The clues lie in the nature of the projects to be funded and the origin of the plan itself. Unnamed officials cited in The Washington Post said the package was designed to fund highly visible projects that can be finished in a year, boosting the image of the U.S.-backed Karzai government in time for national elections in October 2004.
On a visit to Washington last month, Afghan Foreign Minister Abdullah Abdullah stressed the importance of noticeable improvements to daily Afghan life to the transitional government's chances of winning the elections, originally scheduled for June 2004.
"If in June 2004 the capital is in dark because of [a lack of] electricity, will anybody believe this government that things will be different in two and a half years from then?" he asked. "No. I think this government will lose credibility; its friends will lose credibility. To the eyes of the Afghan people, it will be $4.5 billion spent and still no electricity in Kabul, in the capital." Handsome new schools and smooth black ribbons of highway where once were pothole-riddled jeep-busters are just the sorts of showcase projects to reassure Afghans that Karzai is the right horse to bet on. Other destinations for the new aid are programs to get women back into the workforce -- a crowd-pleaser here at home, where the touted improvements to Afghan women's lives are a treasured, if largely fictitious, source of satisfaction -- and the strengthening of a national police force and army, for which a small contingent of U.S. lawmakers and foreign policy insiders have been pressing with mounting urgency.
The question, of course, is how long the United States will remain involved with Afghanistan after the goal of installing Karzai in office has been met.
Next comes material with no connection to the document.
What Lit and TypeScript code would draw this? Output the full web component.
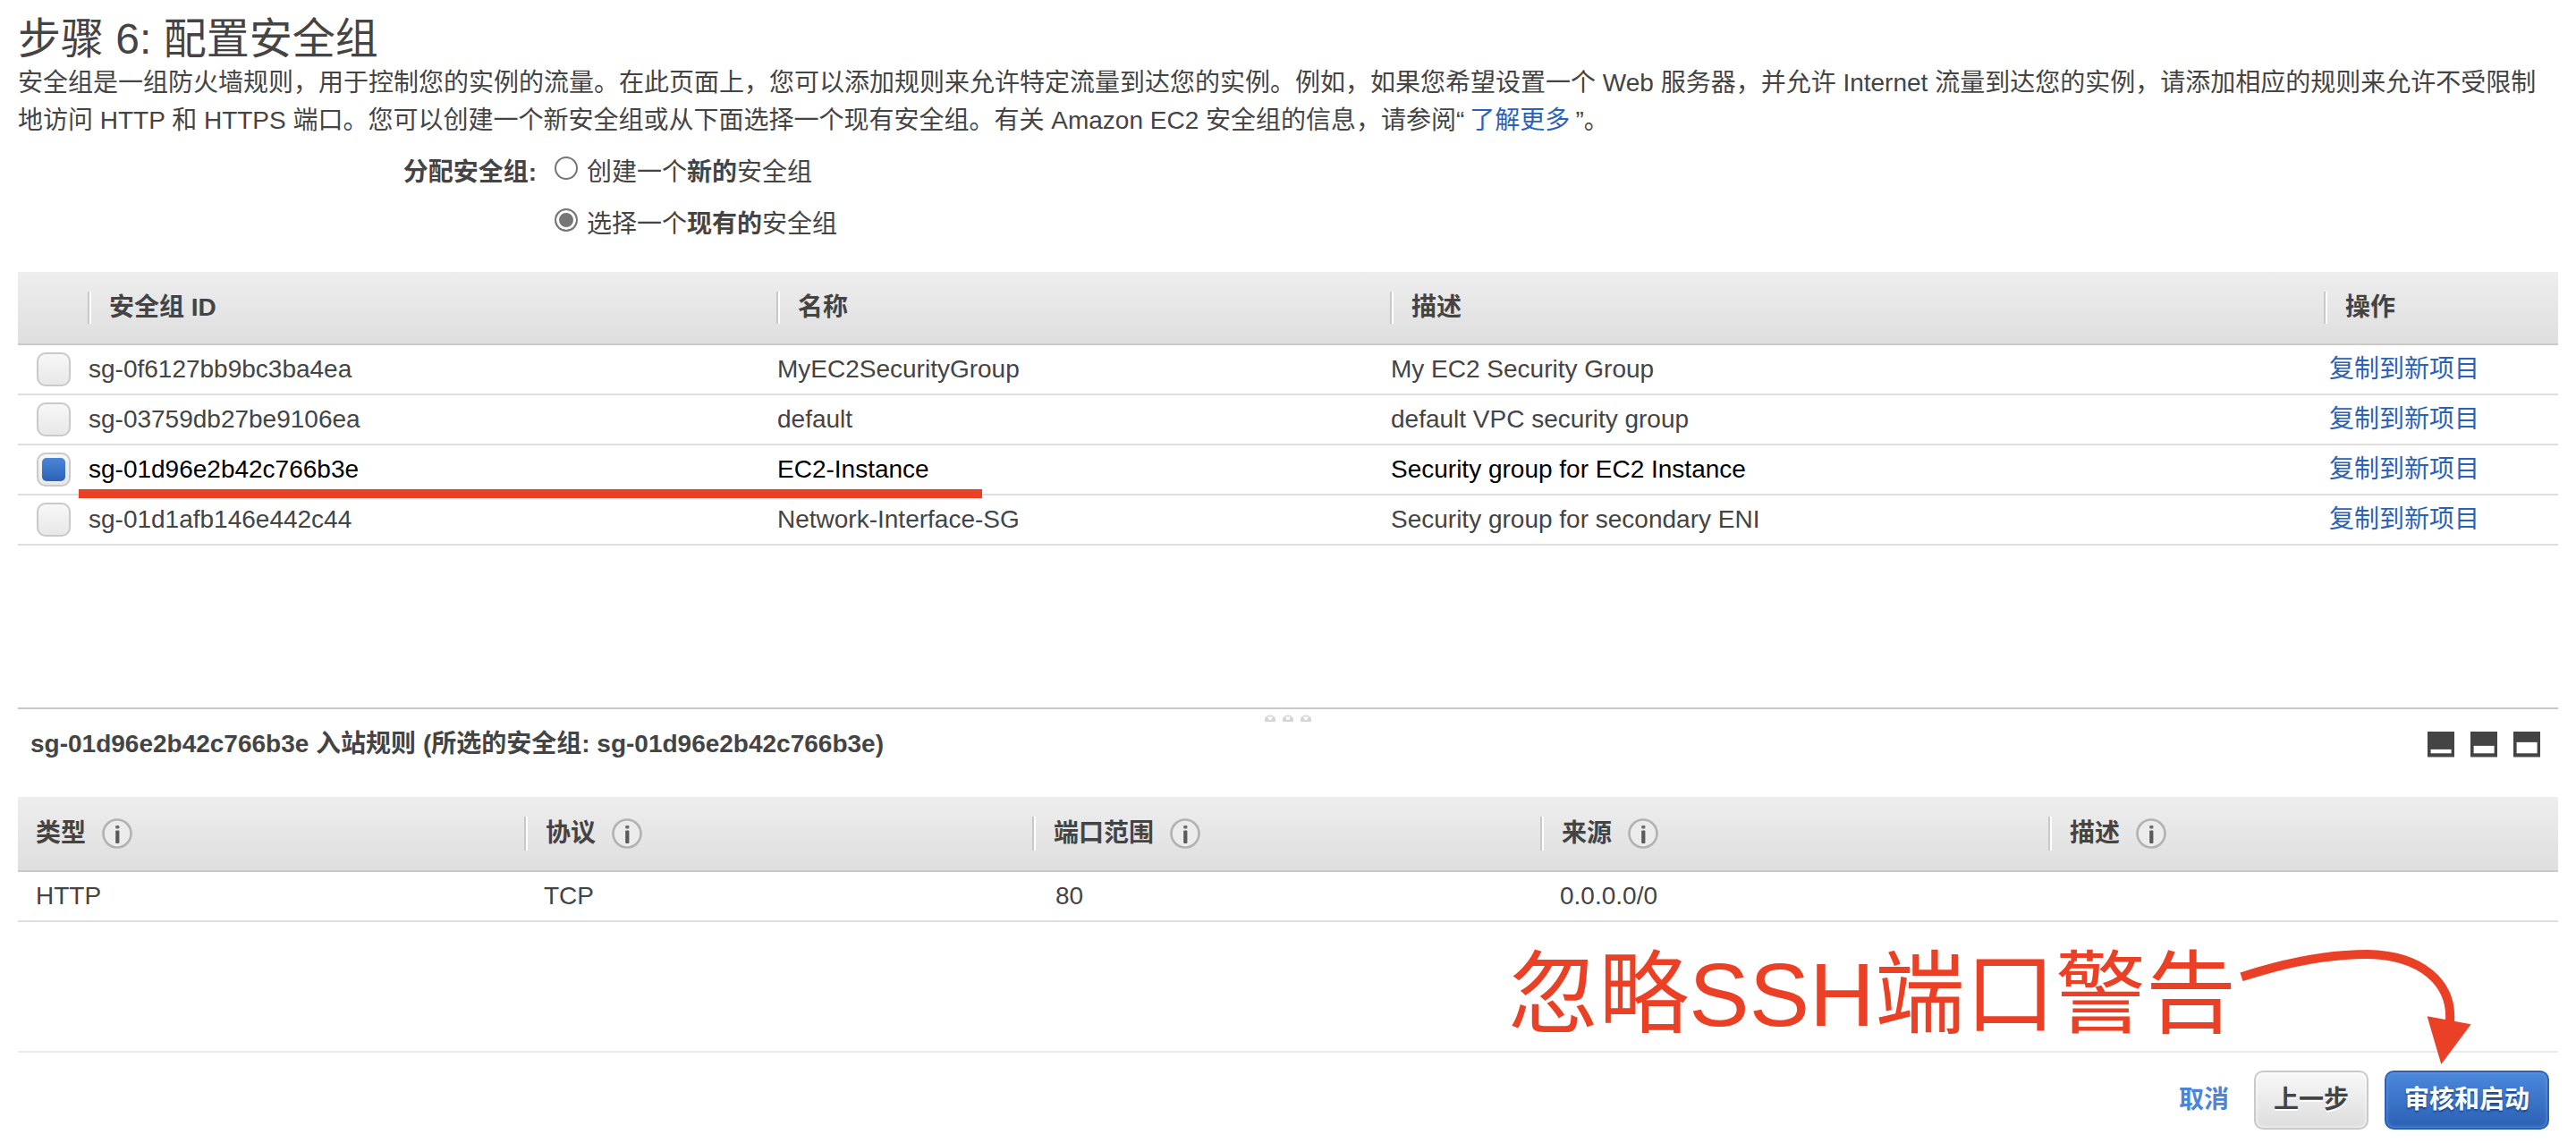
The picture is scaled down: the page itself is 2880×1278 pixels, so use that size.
import { LitElement, html, svg, css } from "lit";
import { customElement, property, state } from "lit/decorators.js";
import { classMap } from "lit/directives/class-map.js";

interface SecurityGroup {
  id: string;
  name: string;
  description: string;
}

interface InboundRule {
  type: string;
  protocol: string;
  ports: string;
  source: string;
  description: string;
}

const GROUPS: SecurityGroup[] = [
  { id: "sg-0f6127bb9bc3ba4ea", name: "MyEC2SecurityGroup", description: "My EC2 Security Group" },
  { id: "sg-03759db27be9106ea", name: "default", description: "default VPC security group" },
  { id: "sg-01d96e2b42c766b3e", name: "EC2-Instance", description: "Security group for EC2 Instance" },
  { id: "sg-01d1afb146e442c44", name: "Network-Interface-SG", description: "Security group for secondary ENI" },
];

const RULES: InboundRule[] = [
  { type: "HTTP", protocol: "TCP", ports: "80", source: "0.0.0.0/0", description: "" },
];

const RULE_COLUMNS = ["类型", "协议", "端口范围", "来源", "描述"];

/** Round "i" help button shown beside a column title. */
@customElement("info-button")
class InfoButton extends LitElement {
  @property() label = "";

  static styles = css`
    :host {
      display: block;
    }
    .info {
      display: block;
      margin: 0;
      padding: 0;
      border: 0;
      background: none;
      cursor: pointer;
    }
    .icon {
      display: block;
      width: 34px;
      height: 34px;
    }
  `;

  render() {
    return html`<button class="info" type="button" aria-label=${this.label}>
      <svg class="icon" viewBox="0 0 34 34" aria-hidden="true">
        <circle cx="17" cy="17" r="15.5" fill="#ececec" stroke="#b2b2b2" stroke-width="2.6" />
        <rect x="15.2" y="8" width="4.2" height="3.4" rx="1" fill="#6a6a6a" />
        <rect x="15.2" y="13.4" width="4.2" height="14.6" rx="1" fill="#5a5a5a" />
      </svg>
    </button>`;
  }
}

/** Button that picks how much room the lower pane takes. */
@customElement("pane-button")
class PaneButton extends LitElement {
  @property() label = "";
  @property({ type: Number }) fill = 4;

  static styles = css`
    :host {
      display: block;
    }
    .pane {
      display: block;
      margin: 0;
      padding: 0;
      border: 0;
      background: none;
      cursor: pointer;
    }
    .icon {
      display: block;
      width: 30px;
      height: 29px;
    }
  `;

  render() {
    const top = 24.3 - this.fill;
    return html`<button class="pane" type="button" aria-label=${this.label}>
      <svg class="icon" viewBox="0 0 30 29" aria-hidden="true">
        <rect width="30" height="28" fill="#444" />
        <rect y="28" width="30" height="1" fill="#aaa" />
        ${svg`<rect x="3.6" y=${top} width="23" height=${this.fill} fill="#fff" />`}
      </svg>
    </button>`;
  }
}

@customElement("app-root")
class AppRoot extends LitElement {
  @state() private selected = "sg-01d96e2b42c766b3e";
  @state() private mode = "existing";

  static styles = css`
    :host {
      display: flex;
      flex-direction: column;
      position: relative;
      min-height: 100vh;
      background: #fff;
      color: #444;
      font-family: "Liberation Sans", "Noto Sans CJK SC", sans-serif;
      font-size: 28px;
      line-height: 42px;
      text-spacing-trim: space-all;
    }
    .groups {
      flex: 1;
      padding: 16px 20px 40px;
    }
    .title {
      margin: 0;
      font-size: 48px;
      line-height: 56px;
      font-weight: 400;
    }
    .intro {
      margin: 0;
    }
    .link {
      color: #2a62ba;
      text-decoration: none;
    }
    .intro .link {
      margin: 0 6px;
    }
    .assign {
      display: grid;
      grid-template-columns: 580px 1fr;
      column-gap: 20px;
      margin: 8px 0 24px;
    }
    .assign-label {
      text-align: right;
      font-weight: 700;
      line-height: 58px;
    }
    .option {
      display: flex;
      align-items: center;
      gap: 10px;
      height: 58px;
    }
    .radio {
      appearance: none;
      box-sizing: border-box;
      width: 26px;
      height: 26px;
      margin: 0 0 10px;
      border: 2px solid #767676;
      border-radius: 50%;
      background: #fff;
    }
    .radio:checked {
      background: #767676;
      box-shadow: inset 0 0 0 3px #fff;
    }
    .table {
      width: 100%;
      table-layout: fixed;
      border-collapse: separate;
      border-spacing: 0;
    }
    .header {
      background: linear-gradient(#eeeeee, #dedede);
    }
    .header th {
      position: relative;
      height: 80px;
      padding: 0 0 0 24px;
      border-bottom: 2px solid #cacaca;
      text-align: left;
      font-weight: 700;
    }
    .header th + th::before {
      content: "";
      position: absolute;
      left: 0;
      top: 22px;
      height: 36px;
      border-left: 2px solid #c8c8c8;
      border-right: 2px solid #fff;
    }
    .row td {
      position: relative;
      height: 54px;
      padding: 0 0 0 1px;
      border-bottom: 2px solid #dfdfdf;
      line-height: 40px;
    }
    .row.selected {
      color: #000;
    }
    .row .pick {
      padding-left: 21px;
    }
    .row .action {
      padding-left: 6px;
    }
    .col-pick {
      width: 78px;
    }
    .col-id {
      width: 770px;
    }
    .col-name {
      width: 686px;
    }
    .col-action {
      width: 262px;
    }
    .check {
      appearance: none;
      display: block;
      box-sizing: border-box;
      width: 38px;
      height: 38px;
      margin: 0;
      padding: 4px;
      border: 2px solid #c9c9c9;
      border-radius: 10px;
      background: linear-gradient(#f7f7f7, #e8e8e8);
    }
    .check:checked::before {
      content: "";
      display: block;
      height: 26px;
      border-radius: 5px;
      background: linear-gradient(#4a86d8, #2c62b4);
    }
    .underline {
      position: absolute;
      z-index: 1;
      left: -10px;
      bottom: -5px;
      width: 1010px;
      height: 10px;
      background: #ea4025;
      pointer-events: none;
    }
    .rules {
      position: relative;
      box-sizing: border-box;
      min-height: 384px;
      margin: 0 20px;
      border-top: 2px solid #c9c9c9;
    }
    .grip {
      position: absolute;
      top: 6px;
      left: 50%;
      width: 52px;
      height: 8px;
      transform: translateX(-50%);
    }
    .rules-bar {
      display: flex;
      align-items: center;
      justify-content: space-between;
      height: 78px;
      margin-bottom: 20px;
      padding: 0 20px 0 14px;
    }
    .rules-title {
      margin: 0;
      font-size: 28px;
      font-weight: 700;
    }
    .panes {
      display: flex;
      gap: 18px;
    }
    .rules .header th {
      height: 82px;
      padding-left: 22px;
    }
    .rules .header th:first-child {
      padding-left: 20px;
    }
    .rules .header th + th::before {
      left: -2px;
      height: 38px;
    }
    .column {
      display: flex;
      align-items: center;
      gap: 18px;
    }
    .rules .row td {
      padding-left: 20px;
    }
    .rules .row .ports {
      padding-left: 24px;
    }
    .footer {
      display: flex;
      align-items: center;
      justify-content: flex-end;
      gap: 18px;
      margin: 0 20px;
      padding: 20px 10px 15px;
      border-top: 2px solid #ebebeb;
    }
    .button {
      box-sizing: border-box;
      height: 66px;
      margin: 0;
      padding: 0 20px;
      border: 2px solid #c9c9c9;
      border-radius: 10px;
      background: linear-gradient(#f8f8f8, #dddddd);
      box-shadow: inset 0 0 4px #fff;
      color: #444;
      font: inherit;
      font-weight: 700;
      text-shadow: 0 2px 0 #fff;
      cursor: pointer;
    }
    .button.primary {
      border-color: #2c62b4;
      background: linear-gradient(#4b88dc, #2b60b3);
      box-shadow: inset 0 0 4px #6b9be0;
      color: #fff;
      text-shadow: 0 2px 2px #1d4688;
    }
    .button.plain {
      padding: 0 8px;
      border-color: transparent;
      background: none;
      box-shadow: none;
      color: #4a86d8;
      text-shadow: none;
    }
    .callout {
      position: absolute;
      right: 110px;
      bottom: 86px;
      display: flex;
      align-items: flex-start;
      color: #ea4025;
      pointer-events: none;
    }
    .callout-text {
      font-size: 101px;
      line-height: 104px;
      white-space: nowrap;
    }
    .callout-arrow {
      width: 270px;
      height: 132px;
    }
  `;

  private renderGroup(group: SecurityGroup) {
    const on = group.id === this.selected;
    return html`<tr class=${classMap({ row: true, selected: on })}>
      <td class="pick">
        <input
          class="check"
          type="checkbox"
          aria-label=${group.id}
          .checked=${on}
          @change=${() => (this.selected = group.id)}
        />
      </td>
      <td>${group.id}${on ? html`<span class="underline"></span>` : ""}</td>
      <td>${group.name}</td>
      <td>${group.description}</td>
      <td class="action"><a class="link" href="#copy">复制到新项目</a></td>
    </tr>`;
  }

  private renderGrip() {
    return html`<svg class="grip" viewBox="0 0 52 8" aria-hidden="true">
      ${[0, 20, 40].map(
        (x) => svg`<path d="M${x} 8V5C${x + 1} -1 ${x + 11} -1 ${x + 12} 5V8Z" fill="#d6d6d6" />
          <path d="M${x + 3} 2.500H${x + 9}L${x + 7} 6H${x + 5}Z" fill="#fff" />`,
      )}
    </svg>`;
  }

  render() {
    return html`
      <section class="groups">
        <h1 class="title">步骤 6: 配置安全组</h1>
        <p class="intro">安全组是一组防火墙规则，用于控制您的实例的流量。在此页面上，您可以添加规则来允许特定流量到达您的实例。例如，如果您希望设置一个 Web 服务器，并允许 Internet 流量到达您的实例，请添加相应的规则来允许不受限制地访问 HTTP 和 HTTPS 端口。您可以创建一个新安全组或从下面选择一个现有安全组。有关 Amazon EC2 安全组的信息，请参阅“<a class="link" href="#more">了解更多</a>”。</p>
        <div class="assign" role="radiogroup" aria-labelledby="assign-label">
          <span class="assign-label" id="assign-label">分配安全组:</span>
          <div>
            <div class="option">
              <input class="radio" type="radio" name="assign" id="assign-new"
                .checked=${this.mode === "new"} @change=${() => (this.mode = "new")} />
              <label for="assign-new">创建一个<b>新的</b>安全组</label>
            </div>
            <div class="option">
              <input class="radio" type="radio" name="assign" id="assign-existing"
                .checked=${this.mode === "existing"} @change=${() => (this.mode = "existing")} />
              <label for="assign-existing">选择一个<b>现有的</b>安全组</label>
            </div>
          </div>
        </div>
        <table class="table">
          <colgroup>
            <col class="col-pick" />
            <col class="col-id" />
            <col class="col-name" />
            <col />
            <col class="col-action" />
          </colgroup>
          <thead>
            <tr class="header">
              <th></th>
              <th scope="col">安全组 ID</th>
              <th scope="col">名称</th>
              <th scope="col">描述</th>
              <th scope="col">操作</th>
            </tr>
          </thead>
          <tbody>
            ${GROUPS.map((group) => this.renderGroup(group))}
          </tbody>
        </table>
      </section>

      <section class="rules">
        ${this.renderGrip()}
        <div class="rules-bar">
          <h2 class="rules-title">${this.selected} 入站规则 (所选的安全组: ${this.selected})</h2>
          <div class="panes">
            <pane-button label="最小化" .fill=${4.4}></pane-button>
            <pane-button label="一半" .fill=${8.4}></pane-button>
            <pane-button label="最大化" .fill=${12.4}></pane-button>
          </div>
        </div>
        <table class="table">
          <thead>
            <tr class="header">
              ${RULE_COLUMNS.map(
                (name) => html`<th scope="col">
                  <div class="column"><span>${name}</span><info-button label=${name}></info-button></div>
                </th>`,
              )}
            </tr>
          </thead>
          <tbody>
            ${RULES.map(
              (rule) => html`<tr class="row">
                <td>${rule.type}</td>
                <td>${rule.protocol}</td>
                <td class="ports">${rule.ports}</td>
                <td>${rule.source}</td>
                <td>${rule.description}</td>
              </tr>`,
            )}
          </tbody>
        </table>
      </section>

      <footer class="footer">
        <button class="button plain" type="button">取消</button>
        <button class="button" type="button">上一步</button>
        <button class="button primary" type="button">审核和启动</button>
      </footer>

      <div class="callout">
        <span class="callout-text">忽略SSH端口警告</span>
        <svg class="callout-arrow" viewBox="0 0 270 132" aria-hidden="true">
          <path d="M6 32.300C56 16 104 7 147 7C206 8 242 38 239 82" fill="none" stroke="currentColor" stroke-width="10" />
          <path d="M213.600 76.300L262.600 85.300L229.300 130Z" fill="currentColor" />
        </svg>
      </div>
    `;
  }
}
That the $1 billion aid plan originated inside the Pentagon is a bad sign for the long-term prospects of a mutually caring and respectful relationship between Washington and Kabul. Not only does it highlight the trend of Defense Department encroachment on State Department turf, but it suggests that the ultimate goal of this proposal is to free up troop and treasure commitments for other ventures. Iraq, North Korea and Iran call.